Мы проходили через огороды и сады, через церковные дворы, попадали на строительные площадки, где воздвигались новые дома и где на нас смотрели с некоторой подозрительностью. Но Саша вел меня все дальше, и когда мимо строящегося тогда театра Красной Армии мы вышли на Самотеку, Саша с гордостью сказал:
— Видишь, какой интересный маршрут!
Незадолго до всех этих событий у меня состоялся разговор с одним в то время обоим нам близким человеком, и он сказал:
«В настоящее время дружба является вреднейшим пережитком прошлого. Те чувства, которые должно отдавать только партии, мы отдаем личности».

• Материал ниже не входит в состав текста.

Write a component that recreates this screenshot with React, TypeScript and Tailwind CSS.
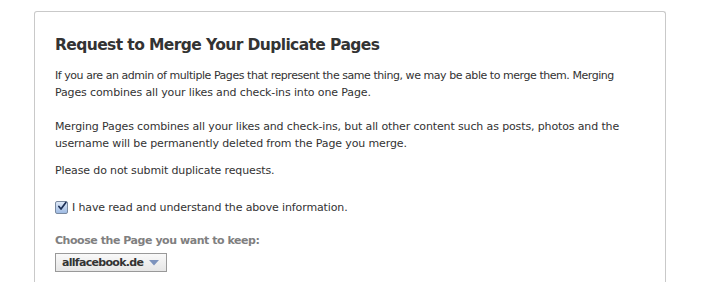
import React, { useState } from "react";

export default function App() {
  const [agreed, setAgreed] = useState(true);

  return (
    <div
      className="h-[282px] w-[701px] overflow-hidden bg-white pl-[34px] pr-[35px] pt-[11px] text-[#333]"
      style={{ fontFamily: '"DejaVu Sans", "Liberation Sans", sans-serif' }}
    >
      <div className="h-[300px] rounded-t-[3px] border border-b-0 border-[#c9c9c9] px-[20px] pt-[23px] text-[11px] leading-[17px] tracking-[-0.13px]">
        <h1 className="text-[15.5px] font-bold leading-[20px] tracking-[-0.6px] text-[#333]">
          Request to Merge Your Duplicate Pages
        </h1>

        {/* first line has to hold "Merging" like the original */}
        <p className="mt-[12px]">
          <span className="tracking-[-0.45px]">
            If you are an admin of multiple Pages that represent the same thing, we may be able to merge them. Merging
          </span>
          <br />
          Pages combines all your likes and check-ins into one Page.
        </p>

        <p className="mt-[17px]">
          Merging Pages combines all your likes and check-ins, but all other content such as posts, photos and the
          username will be permanently deleted from the Page you merge.
        </p>

        <p className="mt-[10px]">Please do not submit duplicate requests.</p>

        <label className="mt-[20px] flex cursor-pointer items-center gap-[4px]">
          <input
            type="checkbox"
            className="sr-only"
            checked={agreed}
            onChange={(e) => setAgreed(e.target.checked)}
          />
          <span className="flex h-[13px] w-[13px] items-center justify-center rounded-[2px] border border-[#7a8aa0] bg-gradient-to-b from-[#dfe9f7] to-[#9fbbe3]">
            {agreed && (
              <svg width="13" height="13" viewBox="0 0 13 13" className="-mt-[2px] ml-[1px]">
                <path d="M2.5 6.5 L5.2 9.8 L11.5 1.2" fill="none" stroke="#1c2f55" strokeWidth="2.2" strokeLinecap="round" strokeLinejoin="round" />
              </svg>
            )}
          </span>
          I have read and understand the above information.
        </label>

        <div className="mt-[16px] font-bold tracking-[-0.45px] text-[#808080]">Choose the Page you want to keep:</div>

        <button className="mt-[4px] flex h-[19px] items-center gap-[6px] border border-[#999] bg-gradient-to-b from-[#f9f9f9] to-[#e6e6e6] pl-[6px] pr-[7px] text-[11px] font-bold tracking-[-0.7px] text-[#333]">
          allfacebook.de
          <svg width="10" height="6" viewBox="0 0 10 6">
            <path d="M0 0 H10 L5 5.5 Z" fill="#7d93bd" />
          </svg>
        </button>
      </div>
    </div>
  );
}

Надо ли доказывать, что настоящая дружба — я имею в виду, конечно, не кумовство, а подлинную дружбу, дружбу, основанную на общности идейных взглядов и душевном сродстве, — что такая дружба цементирует партию и наш советский строй!
Именно таких взглядов на дружбу придерживался Александр Фадеев. Эти взгляды в нем выковала гражданская война, их воспел он в «Молодой гвардии».
Нетрудно заметить, что, рисуя перед читателем портрет моего друга, я основываюсь по преимуществу на живых своих впечатлениях и воспоминаниях и на его письмах ко мне.
Начиная с 1938 года мне это делать было бы все труднее. Мы стали встречаться все реже, хотя вначале оба даже не замечали этого. Ведь бывало и раньше, что мы не встречались по нескольку месяцев.
Без всякой ревности, так как ревность в дружбе — это ребячество и глупость, я видел, что круг Сашиных друзей делается все шире. Он всю жизнь отличался редкой незлобивостью, и, заметив, что кто-либо из писателей к нему относится плохо и высказывает по его адресу отрицательные суждения, он никогда не озлоблялся и если действительно ценил этого писателя, то сам шел к нему с дружбой.
Были и другие причины, обусловившие то, что мы стали встречаться гораздо реже. Я мог бы разобрать, какие обстоятельства обусловили это внешнее изменение характера нашей дружбы, — так же нетрудно было бы доказать мне, что дружба наша, несмотря на это все, сохранялась вплоть до последней нашей встречи накануне его трагической гибели… Но если бы я стал продолжать свой рассказ об А. Фадееве, мне пришлось бы от личных воспоминаний перейти к использованию материалов, не имеющих характера личных воспоминаний.